Each line that holds the word "styles" is to be identified and copied.

%%

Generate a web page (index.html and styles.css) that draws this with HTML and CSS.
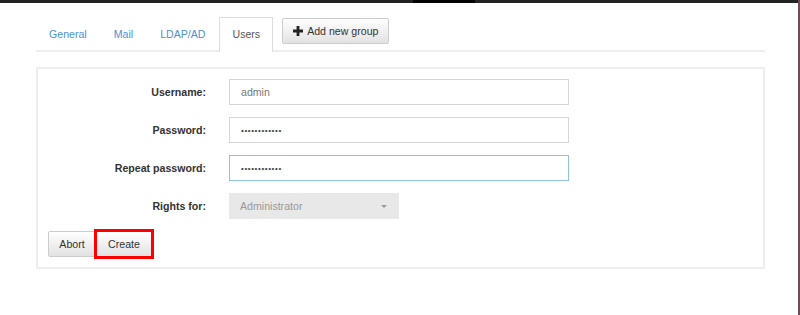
FILE: index.html
```html
<!DOCTYPE html>
<html lang="en">
<head>
    <meta charset="UTF-8">
    <meta name="viewport" content="width=device-width, initial-scale=1.0">
    <title>Users</title>
    <link rel="stylesheet" href="styles.css">
</head>
<body>
    <div id="tela">
        <div id="barra-topo"><span class="barra-escura"></span></div>

        <div id="conteudo">
            <div id="abas">
                <a class="aba" href="#">General</a>
                <a class="aba" href="#">Mail</a>
                <a class="aba" href="#">LDAP/AD</a>
                <a class="aba ativa" href="#">Users</a>
                <button class="botao botao-grupo">
                    <svg width="10" height="10" viewBox="0 0 10 10"><path d="M3.6 0h2.8v3.6H10v2.8H6.4V10H3.6V6.4H0V3.6h3.6z" fill="#222"/></svg>
                    Add new group
                </button>
            </div>

            <form id="painel">
                <div class="linha">
                    <label for="usuario">Username:</label>
                    <input id="usuario" class="campo" type="text" value="admin">
                </div>
                <div class="linha">
                    <label for="senha">Password:</label>
                    <input id="senha" class="campo" type="password" value="************">
                </div>
                <div class="linha">
                    <label for="repetir">Repeat password:</label>
                    <input id="repetir" class="campo foco" type="password" value="************">
                </div>
                <div class="linha">
                    <label for="direitos">Rights for:</label>
                    <div class="seletor">
                        <select id="direitos" disabled>
                            <option>Administrator</option>
                        </select>
                    </div>
                </div>
                <div id="container-botoes">
                    <button type="button" class="botao abortar">Abort</button>
                    <button type="button" class="botao marcado">Create</button>
                </div>
            </form>
        </div>
    </div>
</body>
</html>
```

FILE: styles.css
```css
body{
    margin: 0;
    padding: 0;
    background-color: #fff;
    font-family: "Liberation Sans", Arial, sans-serif;
    font-size: 10.6px;
    color: #333;
}

#tela{
    height: 315px;
    border-right: 2px solid #6e4c5a;
    box-sizing: border-box;
}

#barra-topo{
    height: 3px;
    background-color: #232323;
    position: relative;
}

.barra-escura{
    position: absolute;
    left: 413px;
    width: 62px;
    height: 3px;
    background-color: #050505;
}

#conteudo{
    width: 729px;
    margin-left: 36px;
    padding-top: 14px;
}

#abas{
    display: flex;
    align-items: flex-start;
    border-bottom: 2px solid #eee;
    height: 33px;
}

.aba{
    display: block;
    padding: 0 12px;
    margin-right: 1px;
    height: 32px;
    line-height: 32px;
    color: #4d8fd1;
    text-decoration: none;
    border: 1px solid transparent;
    border-bottom: none;
}

.aba.ativa{
    color: #555;
    background-color: #fff;
    border-color: #ddd;
    height: 34px;
}

.botao{
    font-family: inherit;
    font-size: 10.6px;
    color: #333;
    height: 26px;
    padding: 0 10px;
    border: 1px solid #ccc;
    border-radius: 2px;
    background: linear-gradient(#fff, #e2e2e2);
    cursor: pointer;
}

.botao-grupo{
    margin-left: 8px;
    margin-top: 1px;
    display: flex;
    align-items: center;
    gap: 4px;
}

#painel{
    margin: 15px 0 0 0;
    border: 2px solid #eee;
    padding: 10px;
    display: flex;
    flex-direction: column;
    gap: 12px;
}

.linha{
    display: flex;
    align-items: center;
}

.linha label{
    width: 168px;
    text-align: right;
    font-weight: bold;
    color: #333;
    margin-right: 23px;
    margin-left: -10px;
}

.campo{
    width: 340px;
    height: 26px;
    box-sizing: border-box;
    border: 1px solid #d6d6d6;
    padding: 0 11px;
    font-family: inherit;
    font-size: 10.6px;
    color: #777;
    outline: none;
}

.campo[type=password]{
    font-size: 8px;
    letter-spacing: 0.6px;
    color: #444;
}

.campo.foco{
    border-color: #8fc1ea;
}

.seletor{
    position: relative;
    width: 170px;
}

.seletor select{
    appearance: none;
    width: 170px;
    height: 26px;
    border: none;
    background-color: #e8e8e8;
    padding: 0 11px;
    font-family: inherit;
    font-size: 10.6px;
    color: #9a9a9a;
    opacity: 1;
}

.seletor::after{
    content: "";
    position: absolute;
    right: 12px;
    top: 12px;
    border-left: 3px solid transparent;
    border-right: 3px solid transparent;
    border-top: 3px solid #999;
}

#container-botoes{
    display: flex;
}

.abortar{
    width: 48px;
    padding: 0;
    border-radius: 2px 0 0 2px;
}

.marcado{
    width: 56px;
    padding: 0;
    border-radius: 0;
    outline: 3px solid #f00;
    outline-offset: -1px;
}
```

%%

Solution for this task »
Generate a web page (index.html and styles.css) that draws this with HTML and CSS.
    <link rel="stylesheet" href="styles.css">
FILE: styles.css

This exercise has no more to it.